На этот раз я плохо угадал. Дежурный не отправил в баню, а отвел в санчасть, в крошечный домик над берегом. Начальник санчасти, молодой приветливый врач с длинной бородой, выращенной от скуки, обрадовался мне, как развлечению. Угостив чаем, он расспрашивал меня, удовлетворяя свое любопытство, а потом смутился и сказал, что я должен пройти карантин в лагере, мимо которого мы проходили в начале пути, свирепствовал тиф. Напрасно я доказывал, что мы не заходили и лагерь: приказ есть приказ. Смущавшая врача сложность состояла в том, что в экспедиции не было помещения для карантина; единственная койка стационара санчасти тоже занята и меня некуда определить. Сидя в амбулатории на табурете, я пытался смеяться: редкий случай, лагерь не может принять заключенного, — а глаза слипались и хотелось лечь на пол и уснуть.
Доктор ушел выяснять, а я положил голову на стол и заснул. Вернувшись, он растолкал меня. Выход нашелся: километрах в трех по реке, там, откуда мы пришли, есть охотничья избушка — в ней и будет мой карантин. Мы отнесли мои вещи опять возчикам, — они уже сдали груз и торопились назад, — сказали, чтобы сбросили их против избушки. А я получил в каптерке сухой паек, топор, ножовку, фонарь «Летучую мышь» и, не в силах даже удивляться новой превратности, заковылял в карантин.
Уже в сумерках я увидел на снегу у санного следа свои вещи. Напротив, на высоком откосе, виднелась охотничья избушка.
Я вскарабкался по сугробам на откос, добрался до избушки, с трудом открыл занесенную снегом дверь. Сквозь закопченное окно свет почти не проходил, в избушке черно. С потолка свисали лохмотья сажи. Слева от двери — скамья-кровать, за ней столик и углом узкие лавки по стенам; справа — от стены к стене нары, в углу на них, против столика, из дикого камня печка-камелек, без трубы: избушка топилась по-черному. Над камельком в стене — дымовая дыра, задвинутая деревянной крышкой.
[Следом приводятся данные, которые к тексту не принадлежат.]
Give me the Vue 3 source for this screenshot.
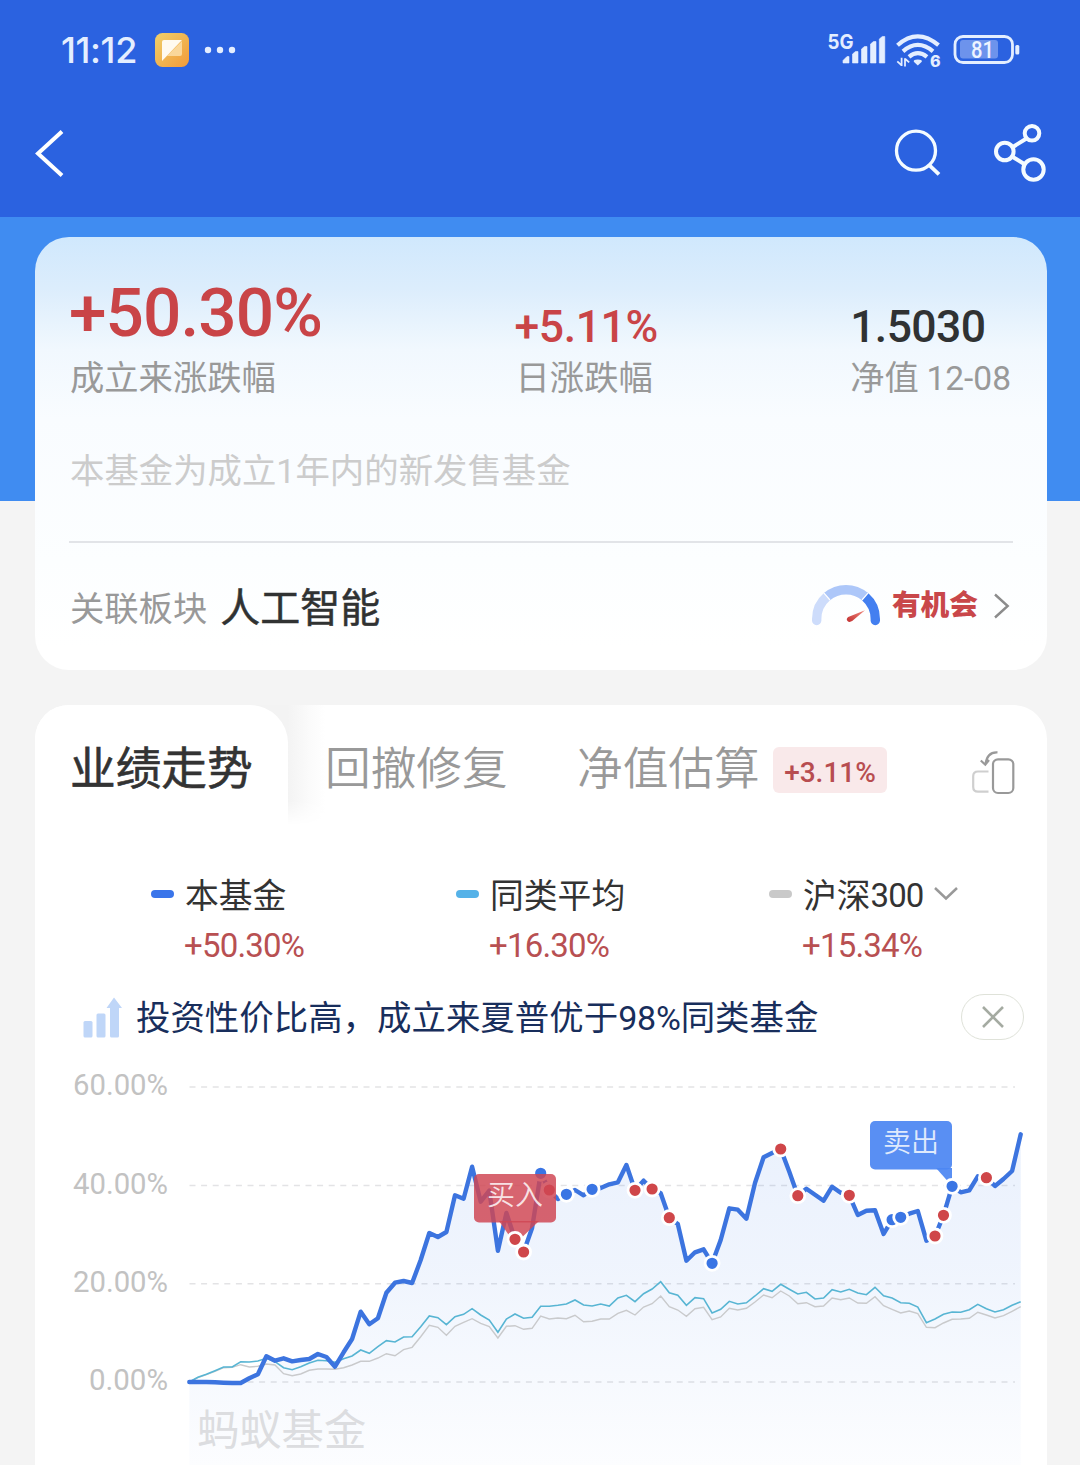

И все это вырублено топором; стены из бревен, крыша, нары, стол, скамьи — из толстых плах, наколотых топором и клиньями. Ни одного железного гвоздя, петли; единственный признак цивилизации — закопченные стекла в окне. Но избушка казалась обжитой, она выглядела словно даже уютной.
Пахло холодной копотью, застарелым дымом. Я вздохнул, не решаясь думать, хорошо или плохо мое жилье. Можно на севере быть Робинзоном? Это все-таки жилье: крыша и четыре стены.
Сумерки сгущались, надо торопиться с топкой, а не было сил выходить, искать дрова. Я снял толстую плаху с крыши, изрубил, развел в камельке огонь, насовал побольше поленьев — сухие, смолистые, они занялись сразу, жаркое пламя вымахнуло до потолка. Избушка в миг наполнилась выедавшим глаза дымом, нельзя продохнуть — я выскочил наружу и настежь распахнул дверь.
Камелек в избушке топился, а я сидел под окном и ждал, когда он утихомирится и можно будет войти в мою хату. Пришла ночь, мороз снова прохватывал до костей, я боролся со сном, боясь, что замерзну. А когда дым вышел и я, сгибаясь, чтобы не сбить сажу с низкого потолка, вошел в избушку, охватило блаженное тепло. Груда раскаленных углей в камельке дышала жаром; стоял сухой перегретый воздух. Заперев на засов дверь, я кое-как постелил постель, разделся за две недели первый раз, лег и провалился в сон, как в смерть.